Il a beau pleuvoir, ils ne peuvent pas repousser les étapes jusqu'à l'assèchement du sol. Alexandre profite de son congé parental pour construire sa maison. Cet automne au plus tard, il retourne au travail et la famille montréalaise déménage à Bolton-Ouest, dans les Cantons de l'Est.

Une maison se dressera bientôt sur ce terrain où il n'y avait rien au printemps.

C'est ainsi que sous la pluie froide, Alexandre, appuyé de son ami Frédéric Gauld, a passé trois semaines à monter les coffrages de la maison. «C'était un vrai mal de tête, lance d'emblée le jeune bachelier en architecture. Les coffrages qu'il est possible de louer ne sont pas aussi résistants que ceux qu'utilisent les professionnels, alors on les a renforcés.»

Un travail monumental. Alexandre avait prévu une semaine pour compléter cette étape, mais au bout de sept jours, il s'est ravisé: il lui faudrait une semaine supplémentaire. Il aura finalement planché trois semaines sur les coffrages.

Pour y arriver, le jeune autoconstructeur a dû se résoudre à acheter du bois neuf. Le bois de grange recyclé qu'il a acquis d'un producteur local ne suffisait pas. Il se promet toutefois de réutiliser ces planches et madriers dans l'une des prochaines étapes, quitte à enlever un à un tous les clous.

Du béton vert

Une fois les coffrages bien en place, il ne restait plus qu'à couler le béton. Une étape simple pour n'importe quel entrepreneur, mais pas quand on vise une homologation LEED (Leadership in Energy and Environmental Design).

La certification, qui relève du US Green Building Council, demande que le propriétaire suive le plus fidèlement possible une charte de construction exhaustive.
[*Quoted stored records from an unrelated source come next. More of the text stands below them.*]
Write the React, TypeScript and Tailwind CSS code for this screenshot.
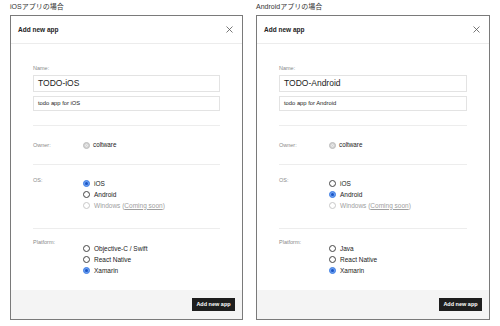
import React from 'react';

type Option = { label: string; checked?: boolean; disabled?: boolean; soon?: boolean };

function Radio({ checked, disabled }: { checked?: boolean; disabled?: boolean }) {
  if (checked) {
    return (
      <span className="w-[7px] h-[7px] rounded-full bg-[#6d9ff0] border border-[#3f7fe4] flex items-center justify-center shrink-0">
        <span className="w-[3px] h-[3px] rounded-full bg-[#1b55c4]" />
      </span>
    );
  }
  return (
    <span
      className={
        disabled
          ? 'w-[7px] h-[7px] rounded-full border border-[#c8c8c8] bg-white shrink-0'
          : 'w-[7px] h-[7px] rounded-full border border-[#444] bg-white shrink-0'
      }
    />
  );
}

function RadioGroup({ label, options, labelOffset }: { label: string; options: Option[]; labelOffset: string }) {
  return (
    <div className="flex items-start">
      <div className={`w-[50px] shrink-0 text-[5.5px] leading-[7px] text-[#8a8a8a] ${labelOffset}`}>{label}</div>
      <div className="flex flex-col">
        {options.map((o) => (
          <div key={o.label} className="h-[11px] flex items-center gap-[4px]">
            <Radio checked={o.checked} disabled={o.disabled} />
            <span
              className={
                o.disabled
                  ? 'text-[6.5px] leading-[8px] text-[#a0a0a0]'
                  : 'text-[6.5px] leading-[8px] text-[#222] font-medium'
              }
            >
              {o.soon ? (
                <>
                  {o.label} (<span className="underline">Coming soon</span>)
                </>
              ) : (
                o.label
              )}
            </span>
          </div>
        ))}
      </div>
    </div>
  );
}

function Dialog({ name, desc, os, platforms, width }: { name: string; desc: string; os: Option[]; platforms: Option[]; width: string }) {
  return (
    <div className={`${width} h-[305px] border border-[#7a7a7a] flex flex-col bg-white`}>
      <div className="h-[28px] border-b border-[#ececec] flex items-center justify-between pl-[7px] pr-[9px]">
        <span className="text-[6.5px] font-bold text-[#222]">Add new app</span>
        <svg width="7" height="7" viewBox="0 0 7 7" className="text-[#555]">
          <path d="M0.5 0.5 L6.5 6.5 M6.5 0.5 L0.5 6.5" stroke="currentColor" strokeWidth="0.8" />
        </svg>
      </div>
      <div className="flex-1 px-[22px] pt-[21px]">
        <div className="text-[5.5px] leading-[7px] text-[#8a8a8a] mb-[3px]">Name:</div>
        <div className="h-[17px] border border-[#e3e3e3] flex items-center pl-[4px] text-[8.5px] text-[#222]">{name}</div>
        <div className="mt-[4px] h-[15px] border border-[#e3e3e3] flex items-center pl-[4px] text-[5.8px] text-[#222]">{desc}</div>
        <div className="mt-[14px] border-t border-[#ededed]" />
        <div className="h-[38px] flex items-center">
          <div className="w-[50px] text-[5.5px] text-[#8a8a8a]">Owner:</div>
          <span className="w-[7px] h-[7px] rounded-full bg-[#d4d4d4] border border-[#bdbdbd] mr-[3px] flex items-center justify-center">
            <span className="w-[3px] h-[3px] rounded-full border border-[#f0f0f0]" />
          </span>
          <span className="text-[6.3px] text-[#222] font-medium">coltware</span>
        </div>
        <div className="border-t border-[#ededed]" />
        <div className="pt-[13px]">
          <RadioGroup label="OS:" options={os} labelOffset="-mt-[1px]" />
        </div>
        <div className="mt-[17px] border-t border-[#ededed]" />
        <div className="pt-[14px]">
          <RadioGroup label="Platform:" options={platforms} labelOffset="-mt-[4px]" />
        </div>
      </div>
      <div className="h-[29px] bg-[#f4f4f4] flex items-center justify-end pr-[7px]">
        <div className="w-[43px] h-[13px] bg-[#1e1e1e] text-white text-[5.5px] font-bold flex items-center justify-center">
          Add new app
        </div>
      </div>
    </div>
  );
}

export default function App() {
  return (
    <div
      className="w-[500px] h-[326px] bg-white flex pl-[10px] gap-[13px]"
      style={{ fontFamily: '"Liberation Sans", "Noto Sans CJK JP", sans-serif' }}
    >
      <div className="flex flex-col">
        <div className="h-[15px] flex items-center text-[7px] text-[#333]">iOSアプリの場合</div>
        <Dialog
          width="w-[233px]"
          name="TODO-iOS"
          desc="todo app for iOS"
          os={[
            { label: 'iOS', checked: true },
            { label: 'Android' },
            { label: 'Windows', disabled: true, soon: true },
          ]}
          platforms={[{ label: 'Objective-C / Swift' }, { label: 'React Native' }, { label: 'Xamarin', checked: true }]}
        />
      </div>
      <div className="flex flex-col">
        <div className="h-[15px] flex items-center text-[7px] text-[#333]">Androidアプリの場合</div>
        <Dialog
          width="w-[234px]"
          name="TODO-Android"
          desc="todo app for Android"
          os={[
            { label: 'iOS' },
            { label: 'Android', checked: true },
            { label: 'Windows', disabled: true, soon: true },
          ]}
          platforms={[{ label: 'Java' }, { label: 'React Native' }, { label: 'Xamarin', checked: true }]}
        />
      </div>
    </div>
  );
}
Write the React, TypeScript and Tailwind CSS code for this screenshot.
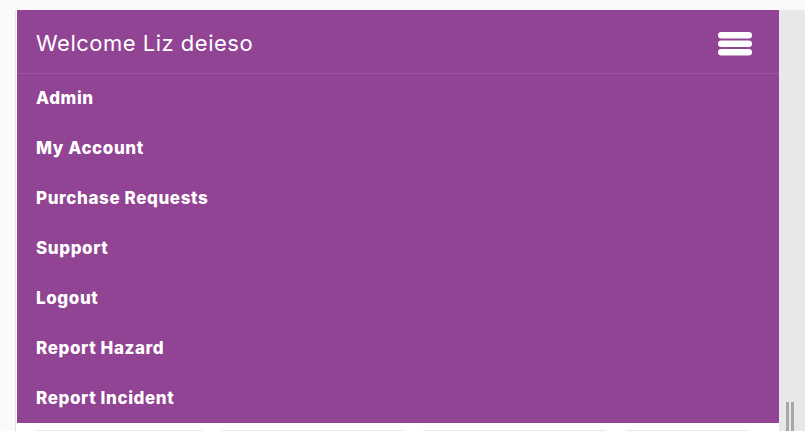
import React from "react";

const menuItems = [
  "Admin",
  "My Account",
  "Purchase Requests",
  "Support",
  "Logout",
  "Report Hazard",
  "Report Incident",
];

const BarsIcon = () => (
  <svg width="34" height="24" viewBox="0 0 34 24" fill="#ffffff">
    <rect x="0" y="0" width="34" height="6.5" rx="3.25" />
    <rect x="0" y="8.5" width="34" height="6.5" rx="3.25" />
    <rect x="0" y="17" width="34" height="6.5" rx="3.25" />
  </svg>
);

const App = () => {
  return (
    <div
      className="flex h-[431px] w-full overflow-hidden bg-[#fafafa] pt-[10px] pl-[15px]"
      style={{ fontFamily: "Inter, 'Noto Sans', sans-serif" }}
    >
      <div className="flex flex-1 flex-col border-l border-[#e2e2e2] bg-white pl-px">
        <nav className="bg-[#914394] text-white">
          <div className="flex h-[64px] items-center justify-between border-b border-[#9c55a0] pl-[19px] pr-[27px]">
            <h1 className="mt-[3px] text-[22px] font-normal tracking-[0.5px]">Welcome Liz deieso</h1>
            <button className="mt-[4px]">
              <BarsIcon />
            </button>
          </div>
          <ul>
            {menuItems.map((item) => (
              <li
                key={item}
                className="flex h-[49.9px] items-center pl-[19px] text-[17px] font-extrabold tracking-[0.6px]"
              >
                {item}
              </li>
            ))}
          </ul>
        </nav>
        <div className="flex gap-4 pt-[7px] pl-[16px]">
          <div className="h-10 w-[171px] rounded border-t border-[#e5e7eb]"></div>
          <div className="h-10 w-[186px] rounded border-t border-[#e5e7eb]"></div>
          <div className="h-10 w-[186px] rounded border-t border-[#e5e7eb]"></div>
          <div className="h-10 w-[127px] rounded border-t border-[#e5e7eb]"></div>
        </div>
      </div>
      <div className="relative w-[26px] bg-[#e8e8e8]">
        <div className="absolute bottom-0 left-[7px] flex h-[29px] gap-[2px]">
          <div className="w-[3px] bg-[#a8a8a8]"></div>
          <div className="w-[3px] bg-[#a8a8a8]"></div>
        </div>
      </div>
    </div>
  );
};

export default App;
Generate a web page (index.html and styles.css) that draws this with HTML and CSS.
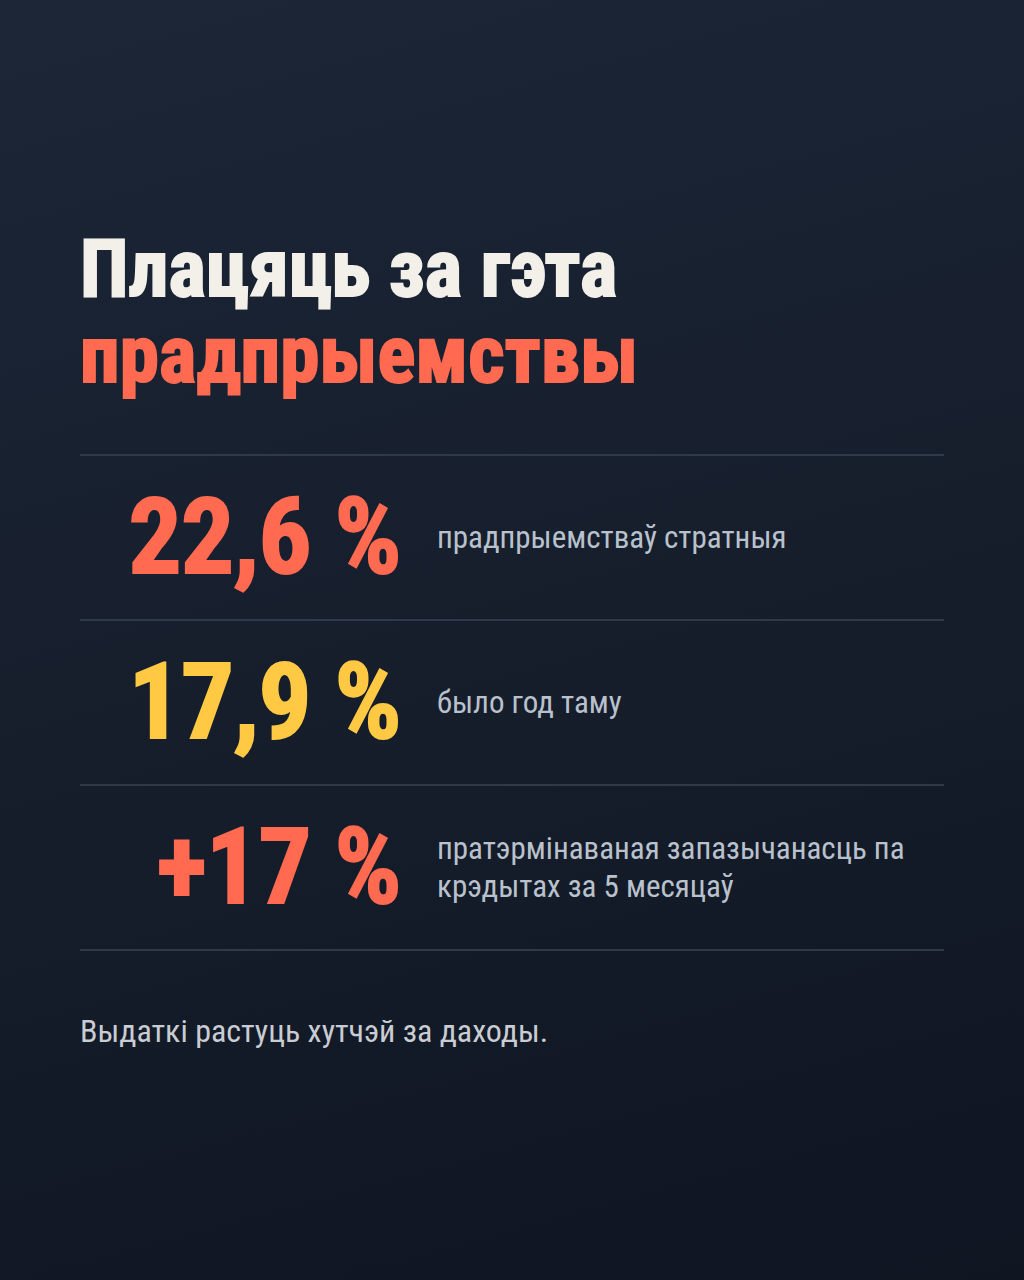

Chaque critère écologique considéré donne des points, et le total déterminera si le projet obtient une certification ou pas.

Mais voilà que d'après le ministère des Ressources naturelles du Canada, une tonne de béton conventionnel entraîne la production d'un poids équivalent en gaz à effet de serre. Alexandre Thibodeau devait donc trouver une solution de rechange. Il s'est tourné vers le béton ternaire.

Ce béton contient des résidus industriels comme des cendres volantes et de la fumée de silice. Ces déchets de production du ciment prenaient le chemin du dépotoir jusqu'à ce que des scientifiques constatent non seulement que leur récupération était bénéfique pour l'environnement, mais qu'ils renforçaient le béton.

Les murs de la maison d'Alexandre contiennent 20% de ces résidus. Par contre, pour pomper le béton jusqu'au flanc de la montagne où se dressera la future maison, il a dû faire appel à deux camions. «Bien sûr, ce n'est pas très écologique de faire appel à deux gros camions en provenance de Sherbrooke pour faire le travail, admet Alexandre. Par contre, si je n'avais pas opté pour ce type de sous-sol, ma maison aurait perdu davantage de chaleur. C'est un choix que j'assume très bien.»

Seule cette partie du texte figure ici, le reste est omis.